Innovative digital health technologies are increasingly necessary to close this gap through ecologically valid measurement of behavior and functioning, capturing domains that traditional instruments assess only indirectly or intermittently—activity, sleep, social rhythms, cognition, and routine. By shifting from “snapshot” clinic visits to longitudinal, within-person trajectories, digital measures can improve signal detection, characterize heterogeneity, and identify meaningful change earlier and with lower participant burden.
Digital approaches can also extend beyond measurement. The same platforms can deliver scalable, personalized adaptations of evidence-based psychosocial interventions, expand access to care, and support ongoing monitoring between visits—addressing barriers related to geography, stigma, and workforce constraints.
In this talk, I will highlight case examples from emerging CNS clinical studies demonstrating how digital health can (1) create more patient-relevant endpoints, (2) improve trial efficiency and interpretability, and (3) bridge research and care by enabling measurement and intervention in real-world settings. Together, these advances position digital health as a critical enabler of patient-centered CNS innovation—helping answer not only whether treatments work, but for whom, under what conditions, and with what durable impact.

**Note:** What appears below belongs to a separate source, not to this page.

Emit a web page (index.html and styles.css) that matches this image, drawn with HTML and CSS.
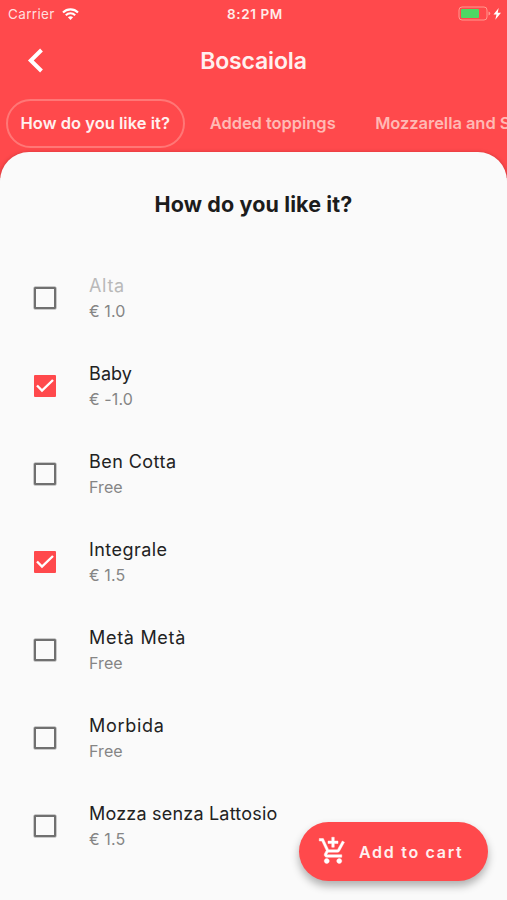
FILE: index.html
```html
<!DOCTYPE html>
<html lang="en">
<head>
<meta charset="utf-8">
<meta name="viewport" content="width=device-width">
<title>Boscaiola</title>
<link rel="stylesheet" href="styles.css">
</head>
<body>
<div class="app">
  <header class="header">
    <div class="status">
      <div class="status-left">
        <span class="carrier">Carrier</span>
        <svg class="wifi" viewBox="0 0 17 12" width="17" height="12" fill="none" stroke="#fff" stroke-width="2.1"><path d="M1 4.5C5.2.3 11.8.3 16 4.5M3.8 7.2c2.7-2.6 6.7-2.6 9.4 0"/><path d="M8.5 11.9 5.9 9.3c1.4-1.4 3.8-1.4 5.2 0z" fill="#fff" stroke="none"/></svg>
      </div>
      <span class="clock">8:21 PM</span>
      <div class="status-right">
        <svg viewBox="0 0 44 16" width="44" height="16"><rect x="1" y="1" width="28" height="13" rx="3" fill="none" stroke="#ff9a8f" stroke-width="1"/><rect x="3" y="3" width="18" height="9" rx="1" fill="#4cd964"/><path d="M30.500 5.500v4q1.800-.6 1.800-2t-1.800-2z" fill="#ff9a8f"/><path d="M40.700 2 35.500 8.500h3l-1.200 5.200L43 6.700h-3.300z" fill="#fff"/></svg>
      </div>
    </div>
    <div class="navbar">
      <svg class="back" viewBox="0 0 18 26" width="18" height="26" fill="none" stroke="#fff" stroke-width="4"><path d="M14.500 2 3.800 12.500l10.700 10.500"/></svg>
      <h1 class="title">Boscaiola</h1>
    </div>
    <nav class="tabs">
      <a class="tab active">How do you like it?</a>
      <a class="tab">Added toppings</a>
      <a class="tab">Mozzarella and S</a>
    </nav>
  </header>
  <main class="sheet">
    <h2 class="heading">How do you like it?</h2>
    <ul class="options">
      <li class="option disabled"><span class="box"></span><div class="label"><span class="name wide">Alta</span><span class="price">€ 1.0</span></div></li>
      <li class="option"><span class="box checked"><svg viewBox="0 0 22 22" width="22" height="22"><path d="m3 10.500 5 5L19 5"/></svg></span><div class="label"><span class="name tight">Baby</span><span class="price">€ -1.0</span></div></li>
      <li class="option"><span class="box"></span><div class="label"><span class="name">Ben Cotta</span><span class="price">Free</span></div></li>
      <li class="option"><span class="box checked"><svg viewBox="0 0 22 22" width="22" height="22"><path d="m3 10.500 5 5L19 5"/></svg></span><div class="label"><span class="name">Integrale</span><span class="price">€ 1.5</span></div></li>
      <li class="option"><span class="box"></span><div class="label"><span class="name wide">Metà Metà</span><span class="price">Free</span></div></li>
      <li class="option"><span class="box"></span><div class="label"><span class="name wide">Morbida</span><span class="price">Free</span></div></li>
      <li class="option"><span class="box"></span><div class="label"><span class="name long">Mozza senza Lattosio</span><span class="price">€ 1.5</span></div></li>
    </ul>
  </main>
  <button class="fab">
    <svg viewBox="0 0 24 24" width="30" height="30" fill="#fff" stroke="#fff" stroke-width=".35"><path d="M11 9h2V6h3V4h-3V1h-2v3H8v2h3v3zm-4 9c-1.100 0-1.990.9-1.990 2S5.900 22 7 22s2-.9 2-2-.9-2-2-2zm10 0c-1.100 0-1.990.9-1.990 2s.89 2 1.990 2 2-.9 2-2-.9-2-2-2zm-9.830-3.250.03-.12.9-1.630h7.450c.75 0 1.410-.41 1.750-1.030l3.860-7.010L19.420 4h-.01l-1.100 2-2.760 5H8.530l-.13-.27L6.160 6l-.95-2-.94-2H1v2h2l3.600 7.590-1.350 2.450c-.16.28-.25.61-.25.96 0 1.100.9 2 2 2h12v-2H7.420c-.13 0-.25-.11-.25-.25z"/></svg>
    <span class="fab-text">Add to cart</span>
  </button>
</div>
</body>
</html>
```
FILE: styles.css
```css
* { box-sizing: border-box; }
body { margin: 0; background: #fafafa; font-family: Inter, "Liberation Sans", sans-serif; }
.app { position: relative; width: 507px; height: 900px; overflow: hidden; }
.header { height: 178px; background: #ff494c; color: #fff; }
.status { display: grid; grid-template-columns: 1fr auto 1fr; align-items: center; height: 28px; padding: 0 5px 0 8px; }
.status-left { display: flex; align-items: center; gap: 7px; padding-bottom: 1px; color: #ffdfdf; }
.carrier { font-size: 13.5px; letter-spacing: .35px; }
.wifi { display: block; }
.clock { font-size: 13.5px; font-weight: 600; letter-spacing: .6px; color: #ffebe9; }
.status-right { display: flex; justify-content: flex-end; }
.status-right svg { display: block; }
.navbar { display: grid; grid-template-columns: 60px 1fr 60px; align-items: center; height: 65px; }
.back { margin-left: 27px; }
.title { margin: 0; text-align: center; font-size: 23px; font-weight: 600; line-height: 30px; letter-spacing: -.15px; color: #fff0ef; }
.tabs { display: flex; margin-left: 6px; padding-top: 6px; overflow: hidden; white-space: nowrap; }
.tab { flex: none; height: 48px; line-height: 48px; font-size: 16.5px; font-weight: 600; color: #ffb9b4; }
.tab + .tab { padding: 0 15px 0 24.5px; letter-spacing: -.05px; }
.tab.active { height: 49px; padding: 0 13.3px 0 12.5px; border: 2px solid #ff7776; border-radius: 25px; line-height: 45px; letter-spacing: .02px; color: #fff0ef; }
.sheet { position: relative; height: 748px; margin-top: -26px; background: #fafafa; border-radius: 29px 29px 0 0; box-shadow: 0 1px 4px rgba(80, 0, 0, .4); clip-path: inset(-4px 0 0 0); }
.heading { margin: 0; padding-top: 37px; text-align: center; font-size: 21.5px; line-height: 30px; font-weight: 700; letter-spacing: .12px; color: #1c1c1c; }
.options { margin: 0; padding: 35px 0 0; list-style: none; }
.option { display: flex; align-items: center; height: 88px; padding-left: 34px; }
.box { width: 22px; height: 22px; border: 2px solid #707070; border-radius: 1px; box-shadow: 0 0 0 .5px #999; }
.box.checked { border: 0; background: #ff494c; box-shadow: none; }
.box svg { display: block; fill: none; stroke: #fff; stroke-width: 2.4; }
.label { display: flex; flex-direction: column; margin-left: 33px; padding-top: 1px; }
.name { font-size: 18px; line-height: 26px; letter-spacing: .45px; color: #222; }
.name.wide { letter-spacing: .7px; }
.name.tight { letter-spacing: .1px; }
.name.long { letter-spacing: .2px; }
.price { font-size: 16px; line-height: 25px; letter-spacing: .1px; color: #858585; }
.disabled .name { color: #b9b9b9; }
.fab { position: absolute; left: 299px; top: 822px; display: flex; align-items: center; width: 189px; height: 59px; padding: 0 0 0 19px; border: 0; border-radius: 30px; background: #ff494c; box-shadow: 0 5px 8px rgba(0, 0, 0, .3); color: #fff0ef; font-family: inherit; font-size: 16px; font-weight: 600; letter-spacing: 1.7px; white-space: nowrap; }
.fab svg { margin-bottom: 2px; }
.fab-text { margin-left: 11px; }
```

About the Presenter: Dr. Abhishek (Abhi) Pratap is the Executive Director, Global Clinical Development Lead at Boehringer Ingelheim, where he directs clinical development for digital therapeutics and innovative measurement approaches. With more than 15 years of experience spanning academia and biopharma, he specializes in translating real-world data and digital technologies into patient-centered, regulatory-aligned evidence for CNS disorders.
Dr. Pratap recently led a pivotal Phase III trial in schizophrenia (NCT05838625), the first confirmatory study to demonstrate improvement in negative symptoms—marking a significant milestone for the first effective, scalable & safe intervention helping patients overcome negative defeatist beliefs.
Prior to Boehringer, Dr. Pratap served as Head of Data Innovation at Biogen Digital Health, where he oversaw the execution of Intuition Study (NCT05058950) with Apple—one of the largest decentralized, real-world studies on cognitive health, with more than 22,000 participants. His earlier work at CAMH’s Krembil Centre for Neuroinformatics included founding Aid4Mental.Health, a digital health research group aimed at better understanding what treatments in CNS work for whom, when, and for how long in everyday settings.
He holds academic appointments at Boston University and the University of Washington and is a Visiting Research Fellow at King’s College London. Across roles, Dr. Pratap is committed to building empathetic, data-driven, and outcome-focused solutions that improve the lives of people living with CNS disorders.